Problem requirements
Write out the material exactly, without any of its pictures.

Given information
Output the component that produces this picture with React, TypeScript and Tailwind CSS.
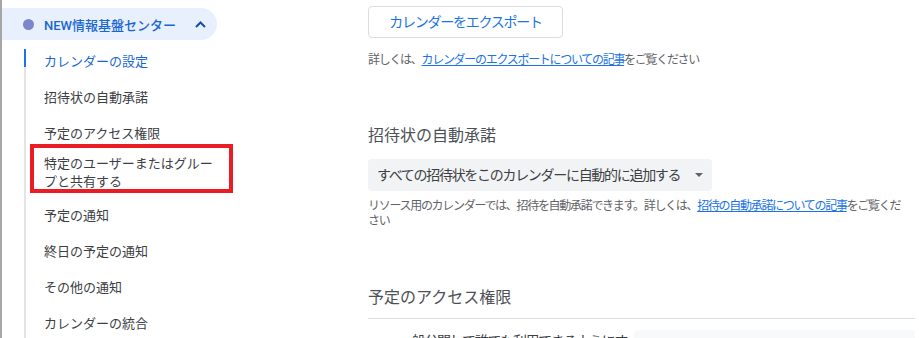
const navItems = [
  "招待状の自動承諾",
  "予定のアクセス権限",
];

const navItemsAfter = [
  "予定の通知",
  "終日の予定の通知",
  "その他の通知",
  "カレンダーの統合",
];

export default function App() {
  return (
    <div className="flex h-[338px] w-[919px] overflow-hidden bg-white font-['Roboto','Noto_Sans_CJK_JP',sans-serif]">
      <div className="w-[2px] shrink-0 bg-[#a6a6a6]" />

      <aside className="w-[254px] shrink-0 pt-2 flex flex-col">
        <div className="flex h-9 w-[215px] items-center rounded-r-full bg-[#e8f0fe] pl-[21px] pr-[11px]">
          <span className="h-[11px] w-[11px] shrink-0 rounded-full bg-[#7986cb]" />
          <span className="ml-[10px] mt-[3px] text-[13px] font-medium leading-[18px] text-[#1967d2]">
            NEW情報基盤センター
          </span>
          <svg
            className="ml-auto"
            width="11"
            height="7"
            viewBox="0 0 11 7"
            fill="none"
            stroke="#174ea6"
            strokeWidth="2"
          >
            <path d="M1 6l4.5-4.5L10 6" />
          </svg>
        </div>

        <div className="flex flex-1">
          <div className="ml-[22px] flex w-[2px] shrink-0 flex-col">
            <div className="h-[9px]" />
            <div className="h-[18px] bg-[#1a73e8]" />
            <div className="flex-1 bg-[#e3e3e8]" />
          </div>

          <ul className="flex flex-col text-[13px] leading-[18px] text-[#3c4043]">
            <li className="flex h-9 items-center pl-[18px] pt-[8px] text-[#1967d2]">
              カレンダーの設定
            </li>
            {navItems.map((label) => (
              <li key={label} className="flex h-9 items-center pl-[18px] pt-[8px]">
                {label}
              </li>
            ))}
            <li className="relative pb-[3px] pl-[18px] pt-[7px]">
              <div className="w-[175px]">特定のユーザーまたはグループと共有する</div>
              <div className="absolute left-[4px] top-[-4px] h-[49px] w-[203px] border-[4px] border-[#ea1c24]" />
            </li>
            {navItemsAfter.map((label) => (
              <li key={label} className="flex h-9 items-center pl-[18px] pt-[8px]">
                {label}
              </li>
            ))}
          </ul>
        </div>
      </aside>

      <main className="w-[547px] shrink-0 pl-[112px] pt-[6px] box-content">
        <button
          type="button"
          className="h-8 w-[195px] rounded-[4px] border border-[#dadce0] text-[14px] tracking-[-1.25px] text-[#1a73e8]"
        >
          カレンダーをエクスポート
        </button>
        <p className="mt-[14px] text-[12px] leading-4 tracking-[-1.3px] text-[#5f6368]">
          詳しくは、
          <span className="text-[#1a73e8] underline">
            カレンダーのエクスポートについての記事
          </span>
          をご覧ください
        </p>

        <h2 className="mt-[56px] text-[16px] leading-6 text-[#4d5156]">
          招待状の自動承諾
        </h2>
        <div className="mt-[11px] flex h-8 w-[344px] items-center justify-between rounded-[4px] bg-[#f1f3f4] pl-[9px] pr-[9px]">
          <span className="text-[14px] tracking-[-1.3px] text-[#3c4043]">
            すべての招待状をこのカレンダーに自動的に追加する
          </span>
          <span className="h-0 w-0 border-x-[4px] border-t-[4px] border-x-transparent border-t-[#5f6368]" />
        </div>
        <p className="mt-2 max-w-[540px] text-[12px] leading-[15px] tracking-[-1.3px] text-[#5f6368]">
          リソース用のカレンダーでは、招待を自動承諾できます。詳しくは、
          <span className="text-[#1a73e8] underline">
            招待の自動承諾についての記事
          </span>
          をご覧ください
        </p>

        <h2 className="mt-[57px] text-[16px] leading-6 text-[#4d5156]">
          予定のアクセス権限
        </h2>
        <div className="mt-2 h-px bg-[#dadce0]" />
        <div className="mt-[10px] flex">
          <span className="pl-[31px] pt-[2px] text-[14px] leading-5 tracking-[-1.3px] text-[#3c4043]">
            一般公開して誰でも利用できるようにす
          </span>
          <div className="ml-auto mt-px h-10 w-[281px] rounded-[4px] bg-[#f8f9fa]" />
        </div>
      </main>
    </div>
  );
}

Output for this exercise
Output the component that produces this picture with React, TypeScript and Tailwind CSS.
const navItems = [
  "招待状の自動承諾",
  "予定のアクセス権限",
];

const navItemsAfter = [
  "予定の通知",
  "終日の予定の通知",
  "その他の通知",
  "カレンダーの統合",
];

export default function App() {
  return (
    <div className="flex h-[338px] w-[919px] overflow-hidden bg-white font-['Roboto','Noto_Sans_CJK_JP',sans-serif]">
      <div className="w-[2px] shrink-0 bg-[#a6a6a6]" />

      <aside className="w-[254px] shrink-0 pt-2 flex flex-col">
        <div className="flex h-9 w-[215px] items-center rounded-r-full bg-[#e8f0fe] pl-[21px] pr-[11px]">
          <span className="h-[11px] w-[11px] shrink-0 rounded-full bg-[#7986cb]" />
          <span className="ml-[10px] mt-[3px] text-[13px] font-medium leading-[18px] text-[#1967d2]">
            NEW情報基盤センター
          </span>
          <svg
            className="ml-auto"
            width="11"
            height="7"
            viewBox="0 0 11 7"
            fill="none"
            stroke="#174ea6"
            strokeWidth="2"
          >
            <path d="M1 6l4.5-4.5L10 6" />
          </svg>
        </div>

        <div className="flex flex-1">
          <div className="ml-[22px] flex w-[2px] shrink-0 flex-col">
            <div className="h-[9px]" />
            <div className="h-[18px] bg-[#1a73e8]" />
            <div className="flex-1 bg-[#e3e3e8]" />
          </div>

          <ul className="flex flex-col text-[13px] leading-[18px] text-[#3c4043]">
            <li className="flex h-9 items-center pl-[18px] pt-[8px] text-[#1967d2]">
              カレンダーの設定
            </li>
            {navItems.map((label) => (
              <li key={label} className="flex h-9 items-center pl-[18px] pt-[8px]">
                {label}
              </li>
            ))}
            <li className="relative pb-[3px] pl-[18px] pt-[7px]">
              <div className="w-[175px]">特定のユーザーまたはグループと共有する</div>
              <div className="absolute left-[4px] top-[-4px] h-[49px] w-[203px] border-[4px] border-[#ea1c24]" />
            </li>
            {navItemsAfter.map((label) => (
              <li key={label} className="flex h-9 items-center pl-[18px] pt-[8px]">
                {label}
              </li>
            ))}
          </ul>
        </div>
      </aside>

      <main className="w-[547px] shrink-0 pl-[112px] pt-[6px] box-content">
        <button
          type="button"
          className="h-8 w-[195px] rounded-[4px] border border-[#dadce0] text-[14px] tracking-[-1.25px] text-[#1a73e8]"
        >
          カレンダーをエクスポート
        </button>
        <p className="mt-[14px] text-[12px] leading-4 tracking-[-1.3px] text-[#5f6368]">
          詳しくは、
          <span className="text-[#1a73e8] underline">
            カレンダーのエクスポートについての記事
          </span>
          をご覧ください
        </p>

        <h2 className="mt-[56px] text-[16px] leading-6 text-[#4d5156]">
          招待状の自動承諾
        </h2>
        <div className="mt-[11px] flex h-8 w-[344px] items-center justify-between rounded-[4px] bg-[#f1f3f4] pl-[9px] pr-[9px]">
          <span className="text-[14px] tracking-[-1.3px] text-[#3c4043]">
            すべての招待状をこのカレンダーに自動的に追加する
          </span>
          <span className="h-0 w-0 border-x-[4px] border-t-[4px] border-x-transparent border-t-[#5f6368]" />
        </div>
        <p className="mt-2 max-w-[540px] text-[12px] leading-[15px] tracking-[-1.3px] text-[#5f6368]">
          リソース用のカレンダーでは、招待を自動承諾できます。詳しくは、
          <span className="text-[#1a73e8] underline">
            招待の自動承諾についての記事
          </span>
          をご覧ください
        </p>

        <h2 className="mt-[57px] text-[16px] leading-6 text-[#4d5156]">
          予定のアクセス権限
        </h2>
        <div className="mt-2 h-px bg-[#dadce0]" />
        <div className="mt-[10px] flex">
          <span className="pl-[31px] pt-[2px] text-[14px] leading-5 tracking-[-1.3px] text-[#3c4043]">
            一般公開して誰でも利用できるようにす
          </span>
          <div className="ml-auto mt-px h-10 w-[281px] rounded-[4px] bg-[#f8f9fa]" />
        </div>
      </main>
    </div>
  );
}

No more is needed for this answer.